Extracted material:
==========
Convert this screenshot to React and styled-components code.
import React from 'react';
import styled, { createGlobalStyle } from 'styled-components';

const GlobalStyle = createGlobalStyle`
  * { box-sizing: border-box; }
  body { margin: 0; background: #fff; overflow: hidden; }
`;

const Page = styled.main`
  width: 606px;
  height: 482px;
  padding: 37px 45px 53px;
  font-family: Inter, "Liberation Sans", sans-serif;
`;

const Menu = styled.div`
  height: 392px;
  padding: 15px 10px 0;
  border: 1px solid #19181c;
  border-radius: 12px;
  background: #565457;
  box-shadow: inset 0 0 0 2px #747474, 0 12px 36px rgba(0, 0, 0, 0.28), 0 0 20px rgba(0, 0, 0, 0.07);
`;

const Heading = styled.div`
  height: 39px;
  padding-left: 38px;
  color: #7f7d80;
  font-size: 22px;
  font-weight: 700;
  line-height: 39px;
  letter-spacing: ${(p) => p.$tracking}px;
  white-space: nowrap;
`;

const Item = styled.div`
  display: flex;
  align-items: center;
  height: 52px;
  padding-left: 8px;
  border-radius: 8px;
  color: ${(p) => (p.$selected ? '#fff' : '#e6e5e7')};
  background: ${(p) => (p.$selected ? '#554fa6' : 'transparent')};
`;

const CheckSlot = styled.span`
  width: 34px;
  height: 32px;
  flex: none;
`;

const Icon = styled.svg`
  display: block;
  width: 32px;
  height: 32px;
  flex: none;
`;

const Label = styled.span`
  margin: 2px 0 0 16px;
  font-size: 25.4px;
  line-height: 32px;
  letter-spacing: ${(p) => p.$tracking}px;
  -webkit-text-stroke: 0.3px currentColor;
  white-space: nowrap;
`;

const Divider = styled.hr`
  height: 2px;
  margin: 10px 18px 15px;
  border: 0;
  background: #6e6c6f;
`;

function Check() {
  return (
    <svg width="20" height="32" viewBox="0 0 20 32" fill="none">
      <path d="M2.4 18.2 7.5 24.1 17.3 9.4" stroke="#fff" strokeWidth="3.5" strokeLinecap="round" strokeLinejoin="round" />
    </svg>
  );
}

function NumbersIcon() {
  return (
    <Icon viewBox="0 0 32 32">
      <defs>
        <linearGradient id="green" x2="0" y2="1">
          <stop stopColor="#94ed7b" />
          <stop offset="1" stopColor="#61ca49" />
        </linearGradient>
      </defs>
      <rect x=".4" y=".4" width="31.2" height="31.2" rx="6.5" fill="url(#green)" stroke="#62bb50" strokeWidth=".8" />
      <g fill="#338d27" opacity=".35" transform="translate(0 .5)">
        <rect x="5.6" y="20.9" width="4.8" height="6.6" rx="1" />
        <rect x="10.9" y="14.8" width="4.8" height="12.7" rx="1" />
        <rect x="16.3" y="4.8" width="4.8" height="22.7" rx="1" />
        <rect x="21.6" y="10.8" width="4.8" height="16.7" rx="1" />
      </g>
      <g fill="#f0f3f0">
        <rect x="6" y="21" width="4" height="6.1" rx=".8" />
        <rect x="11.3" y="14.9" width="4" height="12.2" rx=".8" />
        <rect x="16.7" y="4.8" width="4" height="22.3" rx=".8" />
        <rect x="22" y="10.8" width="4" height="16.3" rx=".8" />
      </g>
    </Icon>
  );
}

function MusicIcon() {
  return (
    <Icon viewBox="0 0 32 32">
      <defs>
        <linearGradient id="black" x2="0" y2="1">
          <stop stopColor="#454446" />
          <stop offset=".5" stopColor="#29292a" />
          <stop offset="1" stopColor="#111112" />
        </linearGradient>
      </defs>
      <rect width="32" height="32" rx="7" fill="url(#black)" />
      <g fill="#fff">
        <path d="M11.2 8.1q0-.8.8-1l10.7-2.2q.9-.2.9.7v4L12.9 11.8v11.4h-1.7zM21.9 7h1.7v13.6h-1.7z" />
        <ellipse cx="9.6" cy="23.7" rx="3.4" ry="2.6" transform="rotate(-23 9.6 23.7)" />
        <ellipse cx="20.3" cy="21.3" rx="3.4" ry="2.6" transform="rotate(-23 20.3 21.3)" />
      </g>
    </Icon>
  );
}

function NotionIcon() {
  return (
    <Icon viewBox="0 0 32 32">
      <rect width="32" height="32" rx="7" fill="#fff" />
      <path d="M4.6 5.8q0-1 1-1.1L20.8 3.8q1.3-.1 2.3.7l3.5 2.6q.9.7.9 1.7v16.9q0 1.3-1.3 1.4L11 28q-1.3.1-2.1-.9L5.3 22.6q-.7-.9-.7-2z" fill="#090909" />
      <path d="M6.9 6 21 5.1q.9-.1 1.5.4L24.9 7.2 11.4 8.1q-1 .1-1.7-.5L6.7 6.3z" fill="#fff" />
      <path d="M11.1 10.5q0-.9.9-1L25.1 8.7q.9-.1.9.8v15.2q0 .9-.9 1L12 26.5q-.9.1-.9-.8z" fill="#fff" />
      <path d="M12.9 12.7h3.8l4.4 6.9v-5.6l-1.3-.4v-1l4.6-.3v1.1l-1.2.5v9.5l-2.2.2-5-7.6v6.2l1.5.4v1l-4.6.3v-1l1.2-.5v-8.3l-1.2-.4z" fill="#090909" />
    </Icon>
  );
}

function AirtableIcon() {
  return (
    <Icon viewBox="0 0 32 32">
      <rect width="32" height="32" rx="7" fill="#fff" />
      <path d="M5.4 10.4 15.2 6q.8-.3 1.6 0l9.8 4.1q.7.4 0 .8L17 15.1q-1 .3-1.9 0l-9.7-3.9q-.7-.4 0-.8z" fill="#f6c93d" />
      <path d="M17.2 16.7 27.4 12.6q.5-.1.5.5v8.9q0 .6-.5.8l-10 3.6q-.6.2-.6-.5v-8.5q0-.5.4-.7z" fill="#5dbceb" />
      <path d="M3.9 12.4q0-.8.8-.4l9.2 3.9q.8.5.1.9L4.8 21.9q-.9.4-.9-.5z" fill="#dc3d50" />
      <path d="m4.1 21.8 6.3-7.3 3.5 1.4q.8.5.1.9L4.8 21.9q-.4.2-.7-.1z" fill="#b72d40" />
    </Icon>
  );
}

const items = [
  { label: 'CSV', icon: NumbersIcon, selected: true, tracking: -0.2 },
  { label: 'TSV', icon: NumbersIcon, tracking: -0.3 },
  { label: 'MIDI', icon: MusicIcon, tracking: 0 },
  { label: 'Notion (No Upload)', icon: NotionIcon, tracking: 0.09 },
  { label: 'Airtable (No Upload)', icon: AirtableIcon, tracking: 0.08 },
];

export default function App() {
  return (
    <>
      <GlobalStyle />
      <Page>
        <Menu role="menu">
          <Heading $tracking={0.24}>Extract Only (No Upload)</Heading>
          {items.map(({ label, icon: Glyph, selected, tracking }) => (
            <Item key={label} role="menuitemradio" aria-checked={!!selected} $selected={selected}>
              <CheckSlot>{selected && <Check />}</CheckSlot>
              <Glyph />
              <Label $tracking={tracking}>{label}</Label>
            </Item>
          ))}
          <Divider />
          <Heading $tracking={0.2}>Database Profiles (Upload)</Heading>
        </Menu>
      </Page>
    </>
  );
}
==========
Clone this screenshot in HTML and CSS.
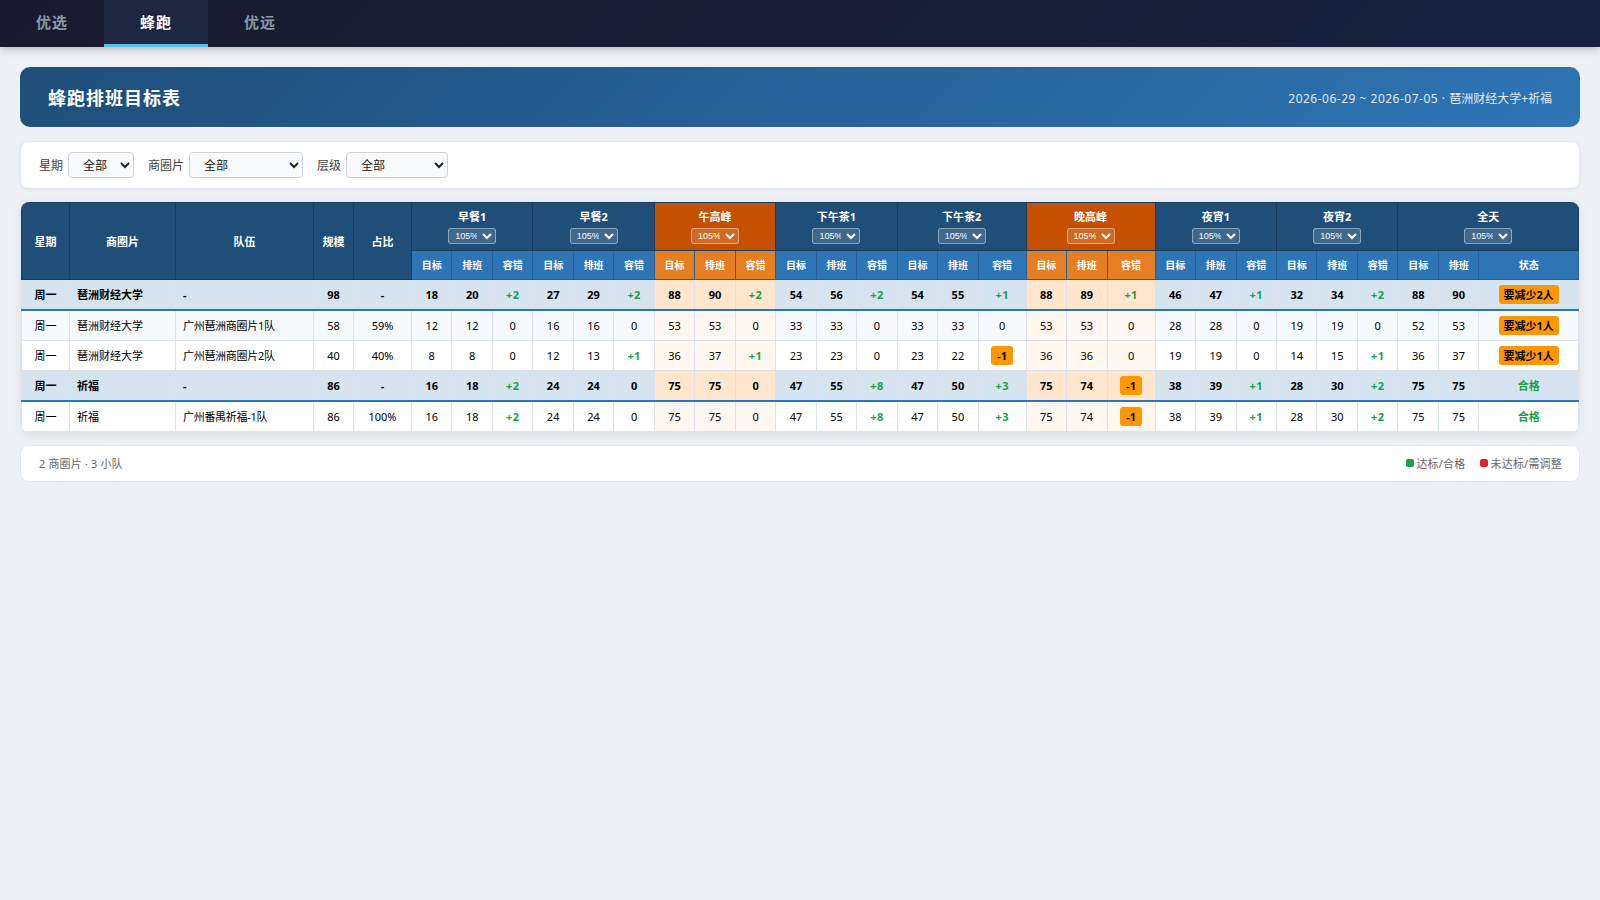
==========
Exercise aim: Take every line that includes the string "this" and copy it.

Output below:
Convert this screenshot to React and styled-components code.
Clone this screenshot in HTML and CSS.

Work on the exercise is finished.